Desde 2010, quase 20 mil haitianos já entraram no Brasil por
essa rota, e depois de ficarem algum tempo no Acre, se espalharam pelo país.
Nas últimas semanas, 2.500 deles ficaram impedidos de
fazê-lo, por causa da cheia do Rio Madeira, e o governo acreano resolveu
enviá-los para outros estados, principalmente da Região Ssudeste, usando aviões
que levavam mantimentos ao Acre.
Trata-se de um êxodo descoordenado e improvisado, a ponto de
o governo de São Paulo ter emitido, ontem, nota reclamando da chegada de 400
haitianos à capital paulista, sem aviso prévio, nos últimos 15 dias, e
classificando a atitude do governo acreano de “irresponsável”.
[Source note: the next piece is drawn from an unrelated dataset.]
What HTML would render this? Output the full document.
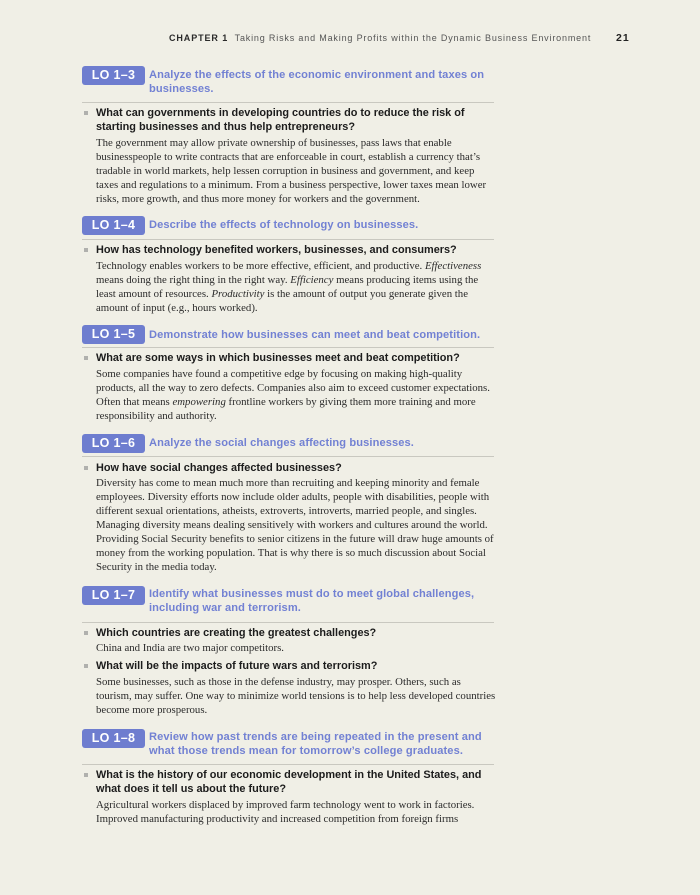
<!DOCTYPE html>
<html><head><meta charset="utf-8"><style>
*{margin:0;padding:0;box-sizing:border-box}
body{width:700px;height:895px;background:#f0efe6;position:relative;overflow:hidden}
.l{position:absolute;white-space:nowrap;height:14px;line-height:14px}
.hd{font-family:"Liberation Sans",sans-serif;font-size:9px;color:#555;letter-spacing:0.83px;top:31px;left:169px}
.hd b{color:#2a2a2a;letter-spacing:0.9px}
.pg{font-family:"Liberation Sans",sans-serif;font-size:10.5px;font-weight:bold;color:#222;top:31px;left:616px;letter-spacing:1px}
.badge{position:absolute;left:82px;width:63px;height:19px;background:#6e7dcf;border-radius:3px;color:#fff;font-family:"Liberation Sans",sans-serif;font-weight:bold;font-size:12.5px;line-height:19px;text-align:center;letter-spacing:0.3px}
.h{left:149px;font-family:"Liberation Sans",sans-serif;font-weight:bold;font-size:11.1px;color:#7281d3;letter-spacing:0.1px}
.rule{position:absolute;left:82px;width:412px;height:1px;background:#c9c8c0}
.q{left:96px;font-family:"Liberation Sans",sans-serif;font-weight:bold;font-size:10.9px;color:#1c1c1c}
.bul{position:absolute;left:84px;width:4px;height:4px;background:#b0b0ad}
.b{left:96px;font-family:"Liberation Serif",serif;font-size:10.8px;color:#2b2b2b}
</style></head><body>
<div class="l hd"><b>CHAPTER 1</b>&nbsp; Taking Risks and Making Profits within the Dynamic Business Environment</div>
<div class="l pg">21</div>

<div class="badge" style="top:66px">LO 1–3</div>
<div class="l h" style="top:68px">Analyze the effects of the economic environment and taxes on</div>
<div class="l h" style="top:82px">businesses.</div>
<div class="rule" style="top:102px"></div>
<div class="bul" style="top:111px"></div>
<div class="l q" style="top:106px">What can governments in developing countries do to reduce the risk of</div>
<div class="l q" style="top:120px">starting businesses and thus help entrepreneurs?</div>
<div class="l b" style="top:136px">The government may allow private ownership of businesses, pass laws that enable</div>
<div class="l b" style="top:150px">businesspeople to write contracts that are enforceable in court, establish a currency that’s</div>
<div class="l b" style="top:164px">tradable in world markets, help lessen corruption in business and government, and keep</div>
<div class="l b" style="top:178px">taxes and regulations to a minimum. From a business perspective, lower taxes mean lower</div>
<div class="l b" style="top:192px">risks, more growth, and thus more money for workers and the government.</div>

<div class="badge" style="top:216px">LO 1–4</div>
<div class="l h" style="top:218px">Describe the effects of technology on businesses.</div>
<div class="rule" style="top:239px"></div>
<div class="bul" style="top:248px"></div>
<div class="l q" style="top:243px">How has technology benefited workers, businesses, and consumers?</div>
<div class="l b" style="top:259px">Technology enables workers to be more effective, efficient, and productive. <i>Effectiveness</i></div>
<div class="l b" style="top:273px">means doing the right thing in the right way. <i>Efficiency</i> means producing items using the</div>
<div class="l b" style="top:287px">least amount of resources. <i>Productivity</i> is the amount of output you generate given the</div>
<div class="l b" style="top:301px">amount of input (e.g., hours worked).</div>

<div class="badge" style="top:325px">LO 1–5</div>
<div class="l h" style="top:328px">Demonstrate how businesses can meet and beat competition.</div>
<div class="rule" style="top:347px"></div>
<div class="bul" style="top:356px"></div>
<div class="l q" style="top:351px">What are some ways in which businesses meet and beat competition?</div>
<div class="l b" style="top:367px">Some companies have found a competitive edge by focusing on making high-quality</div>
<div class="l b" style="top:381px">products, all the way to zero defects. Companies also aim to exceed customer expectations.</div>
<div class="l b" style="top:395px">Often that means <i>empowering</i> frontline workers by giving them more training and more</div>
<div class="l b" style="top:409px">responsibility and authority.</div>

<div class="badge" style="top:434px">LO 1–6</div>
<div class="l h" style="top:436px">Analyze the social changes affecting businesses.</div>
<div class="rule" style="top:456px"></div>
<div class="bul" style="top:466px"></div>
<div class="l q" style="top:461px">How have social changes affected businesses?</div>
<div class="l b" style="top:476px">Diversity has come to mean much more than recruiting and keeping minority and female</div>
<div class="l b" style="top:490px">employees. Diversity efforts now include older adults, people with disabilities, people with</div>
<div class="l b" style="top:504px">different sexual orientations, atheists, extroverts, introverts, married people, and singles.</div>
<div class="l b" style="top:518px">Managing diversity means dealing sensitively with workers and cultures around the world.</div>
<div class="l b" style="top:532px">Providing Social Security benefits to senior citizens in the future will draw huge amounts of</div>
<div class="l b" style="top:546px">money from the working population. That is why there is so much discussion about Social</div>
<div class="l b" style="top:560px">Security in the media today.</div>

<div class="badge" style="top:586px">LO 1–7</div>
<div class="l h" style="top:587px">Identify what businesses must do to meet global challenges,</div>
<div class="l h" style="top:601px">including war and terrorism.</div>
<div class="rule" style="top:622px"></div>
<div class="bul" style="top:631px"></div>
<div class="l q" style="top:626px">Which countries are creating the greatest challenges?</div>
<div class="l b" style="top:641px">China and India are two major competitors.</div>
<div class="bul" style="top:664px"></div>
<div class="l q" style="top:659px">What will be the impacts of future wars and terrorism?</div>
<div class="l b" style="top:675px">Some businesses, such as those in the defense industry, may prosper. Others, such as</div>
<div class="l b" style="top:689px">tourism, may suffer. One way to minimize world tensions is to help less developed countries</div>
<div class="l b" style="top:703px">become more prosperous.</div>

<div class="badge" style="top:729px">LO 1–8</div>
<div class="l h" style="top:730px">Review how past trends are being repeated in the present and</div>
<div class="l h" style="top:744px">what those trends mean for tomorrow’s college graduates.</div>
<div class="rule" style="top:764px"></div>
<div class="bul" style="top:773px"></div>
<div class="l q" style="top:768px">What is the history of our economic development in the United States, and</div>
<div class="l q" style="top:782px">what does it tell us about the future?</div>
<div class="l b" style="top:798px">Agricultural workers displaced by improved farm technology went to work in factories.</div>
<div class="l b" style="top:812px">Improved manufacturing productivity and increased competition from foreign firms</div>
</body></html>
Quando o governo brasileiro aceitou o comando militar da
Minustah (Missão de Estabilização do Haiti), em 2004, a pedido do Conselho de
Segurança das Nações Unidas, abriu-se caminho, especialmente depois do
terremoto de 2010, para o maior envolvimento com a população local,
considerando-se a natural solidariedade que seu sofrimento despertou entre
nossos soldados.
A questão é que, a partir de certo momento, o Brasil passou
a agir, de fato, como se fôssemos, como nação, culpados pela situação haitiana,
ou tivéssemos, como a Europa, a França e os Estados Unidos, no passado,
explorado suas riquezas, invadido seu território, ou massacrado sua população.
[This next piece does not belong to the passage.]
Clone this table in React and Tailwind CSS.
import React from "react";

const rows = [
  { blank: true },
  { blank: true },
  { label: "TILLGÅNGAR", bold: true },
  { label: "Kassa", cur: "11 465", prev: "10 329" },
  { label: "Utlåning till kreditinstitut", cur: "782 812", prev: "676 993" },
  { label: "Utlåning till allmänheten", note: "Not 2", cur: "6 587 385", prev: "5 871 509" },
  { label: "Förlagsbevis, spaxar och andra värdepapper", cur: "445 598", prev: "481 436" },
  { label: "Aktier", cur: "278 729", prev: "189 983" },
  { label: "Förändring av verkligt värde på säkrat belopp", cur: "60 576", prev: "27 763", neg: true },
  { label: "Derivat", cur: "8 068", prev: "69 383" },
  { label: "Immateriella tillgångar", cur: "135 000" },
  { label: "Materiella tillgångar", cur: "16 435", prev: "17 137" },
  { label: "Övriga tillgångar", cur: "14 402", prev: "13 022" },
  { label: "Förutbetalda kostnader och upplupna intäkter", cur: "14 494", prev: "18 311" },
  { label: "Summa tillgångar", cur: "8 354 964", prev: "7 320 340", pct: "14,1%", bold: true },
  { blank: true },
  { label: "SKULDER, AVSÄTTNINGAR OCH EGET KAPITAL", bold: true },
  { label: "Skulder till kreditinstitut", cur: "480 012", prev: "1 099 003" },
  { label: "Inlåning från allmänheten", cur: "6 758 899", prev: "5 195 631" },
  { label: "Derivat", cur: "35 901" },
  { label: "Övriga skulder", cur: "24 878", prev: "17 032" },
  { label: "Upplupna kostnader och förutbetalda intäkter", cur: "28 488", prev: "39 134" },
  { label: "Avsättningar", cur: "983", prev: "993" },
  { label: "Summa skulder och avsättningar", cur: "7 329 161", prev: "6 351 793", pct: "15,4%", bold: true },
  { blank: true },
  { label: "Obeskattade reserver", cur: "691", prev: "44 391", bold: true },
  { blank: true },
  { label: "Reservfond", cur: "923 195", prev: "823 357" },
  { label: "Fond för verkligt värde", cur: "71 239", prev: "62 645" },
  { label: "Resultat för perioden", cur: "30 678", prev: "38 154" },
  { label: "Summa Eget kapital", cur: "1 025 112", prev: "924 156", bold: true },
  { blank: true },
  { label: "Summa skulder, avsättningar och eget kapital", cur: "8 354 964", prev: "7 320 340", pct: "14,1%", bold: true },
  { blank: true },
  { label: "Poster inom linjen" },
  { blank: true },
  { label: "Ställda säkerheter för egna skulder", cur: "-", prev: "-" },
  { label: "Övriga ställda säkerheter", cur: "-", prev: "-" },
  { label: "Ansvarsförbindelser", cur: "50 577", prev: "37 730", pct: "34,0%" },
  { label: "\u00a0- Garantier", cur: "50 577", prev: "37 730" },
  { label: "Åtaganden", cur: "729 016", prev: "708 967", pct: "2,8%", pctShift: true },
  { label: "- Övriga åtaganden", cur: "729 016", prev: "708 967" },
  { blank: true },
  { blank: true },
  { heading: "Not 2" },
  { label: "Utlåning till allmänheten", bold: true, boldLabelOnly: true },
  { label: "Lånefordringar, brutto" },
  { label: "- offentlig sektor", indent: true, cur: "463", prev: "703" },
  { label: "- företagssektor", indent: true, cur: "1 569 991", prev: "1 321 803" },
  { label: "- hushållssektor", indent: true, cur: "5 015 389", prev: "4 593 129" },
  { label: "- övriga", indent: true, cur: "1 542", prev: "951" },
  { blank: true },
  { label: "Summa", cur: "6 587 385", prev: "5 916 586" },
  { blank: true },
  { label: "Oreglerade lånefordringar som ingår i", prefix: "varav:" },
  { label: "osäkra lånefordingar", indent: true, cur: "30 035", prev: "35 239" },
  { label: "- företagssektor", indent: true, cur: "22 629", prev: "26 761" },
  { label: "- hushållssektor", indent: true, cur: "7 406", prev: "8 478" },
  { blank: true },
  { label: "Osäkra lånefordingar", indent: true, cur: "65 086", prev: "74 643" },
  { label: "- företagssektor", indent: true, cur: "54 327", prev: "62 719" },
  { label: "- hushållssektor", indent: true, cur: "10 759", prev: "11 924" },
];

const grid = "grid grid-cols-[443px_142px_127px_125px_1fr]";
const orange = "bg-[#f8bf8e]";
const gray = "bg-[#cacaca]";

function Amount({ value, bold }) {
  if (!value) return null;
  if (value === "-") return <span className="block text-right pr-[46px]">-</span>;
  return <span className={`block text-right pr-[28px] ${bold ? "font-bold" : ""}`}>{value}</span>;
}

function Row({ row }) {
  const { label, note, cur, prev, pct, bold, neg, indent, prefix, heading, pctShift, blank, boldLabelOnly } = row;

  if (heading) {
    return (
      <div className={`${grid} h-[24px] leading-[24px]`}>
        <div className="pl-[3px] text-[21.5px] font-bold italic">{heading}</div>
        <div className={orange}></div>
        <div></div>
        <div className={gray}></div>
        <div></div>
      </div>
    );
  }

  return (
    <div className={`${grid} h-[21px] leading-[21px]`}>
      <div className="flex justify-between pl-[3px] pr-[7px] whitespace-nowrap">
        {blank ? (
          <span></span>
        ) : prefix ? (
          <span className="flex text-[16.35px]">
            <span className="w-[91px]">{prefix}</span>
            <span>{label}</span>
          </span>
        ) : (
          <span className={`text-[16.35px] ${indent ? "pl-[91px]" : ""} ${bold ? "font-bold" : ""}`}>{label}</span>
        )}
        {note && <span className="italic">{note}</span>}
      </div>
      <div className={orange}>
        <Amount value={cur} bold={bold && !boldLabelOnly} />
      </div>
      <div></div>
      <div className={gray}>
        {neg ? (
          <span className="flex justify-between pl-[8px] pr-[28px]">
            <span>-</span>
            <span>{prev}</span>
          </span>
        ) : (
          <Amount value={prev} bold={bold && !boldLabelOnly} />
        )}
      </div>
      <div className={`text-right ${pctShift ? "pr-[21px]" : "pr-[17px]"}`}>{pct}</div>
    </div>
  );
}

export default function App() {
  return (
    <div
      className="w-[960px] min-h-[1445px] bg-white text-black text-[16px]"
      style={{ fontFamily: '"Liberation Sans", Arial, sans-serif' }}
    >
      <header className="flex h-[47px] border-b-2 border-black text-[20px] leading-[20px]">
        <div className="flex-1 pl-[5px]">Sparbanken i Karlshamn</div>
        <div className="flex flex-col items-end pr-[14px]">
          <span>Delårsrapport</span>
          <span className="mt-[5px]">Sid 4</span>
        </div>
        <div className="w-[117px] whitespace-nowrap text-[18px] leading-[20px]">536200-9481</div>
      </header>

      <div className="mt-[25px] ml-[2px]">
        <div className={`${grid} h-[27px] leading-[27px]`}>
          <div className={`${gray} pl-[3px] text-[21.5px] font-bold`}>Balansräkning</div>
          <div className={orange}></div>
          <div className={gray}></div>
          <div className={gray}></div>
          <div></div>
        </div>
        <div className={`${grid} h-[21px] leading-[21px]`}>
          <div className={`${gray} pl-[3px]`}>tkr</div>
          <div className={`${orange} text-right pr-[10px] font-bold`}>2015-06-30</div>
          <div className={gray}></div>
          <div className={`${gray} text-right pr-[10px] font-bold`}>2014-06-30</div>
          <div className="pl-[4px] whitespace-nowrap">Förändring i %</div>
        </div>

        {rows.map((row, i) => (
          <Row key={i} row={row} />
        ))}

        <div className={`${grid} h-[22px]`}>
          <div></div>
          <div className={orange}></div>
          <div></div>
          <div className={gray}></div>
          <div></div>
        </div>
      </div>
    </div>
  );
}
Ao que parece, estabeleceu-se, em alguns círculos, incluindo
o governo, certo sentimento de culpa, como se não estivéssemos no Haiti sob
mandato imperativo das Nações Unidas, mas como tropa de ocupação. E fôssemos
obrigados, por isso, a tratar os haitianos de forma diferente da que tratamos,
por exemplo, nossos vizinhos da América do Sul. Aceitando a sua entrada, de
forma maciça e desordenada, por nossas fronteiras, quando não temos condições
sequer de assegurar dignidade, educação, saúde, e condições mínimas de
infraestrutura e segurança a milhares de cidadãos acreanos, que, sem emprego e
ocupando palafitas na periferia, vivem de forma não muito diferente das
condições em que vivem os cidadãos do Haiti.
O que ocorrerá se, amanhã, devido a uma crise ou desastre
natural, milhares de paraguaios, bolivianos, nicaraguenses ou hondurenhos,
resolverem fazer o mesmo, e se dirigirem, à razão de dezenas de pessoas por
dia, para outro município brasileiro?
Teremos o direito de tratá-los de forma diferente da que
estamos tratando os imigrantes haitianos até agora?
O governo brasileiro está simplesmente ignorando e
empurrando com a barriga a questão da imigração haitiana. Ao que parece, já foi
tomada a decisão de retirar nossos soldados daquela ilha, com o próximo fim da
Minustah. É preciso, agora, que o governo federal exija do governo peruano o
fim do tráfico de pessoas – que envolve corrupção e dezenas de milhares de
dólares por dia – em seu território, para o Brasil.
Ou blindar a fronteira com o Exército, antes que a situação
fique definitivamente comprometida e insustentável, do ponto de vista do
controle dos milhares de quilômetros de fronteira que compartilhamos na América
do Sul.
Se quisermos ajudar os haitianos, podemos construir escolas,
enviar tecnologia agrícola ou montar cooperativas de trabalho naquele país.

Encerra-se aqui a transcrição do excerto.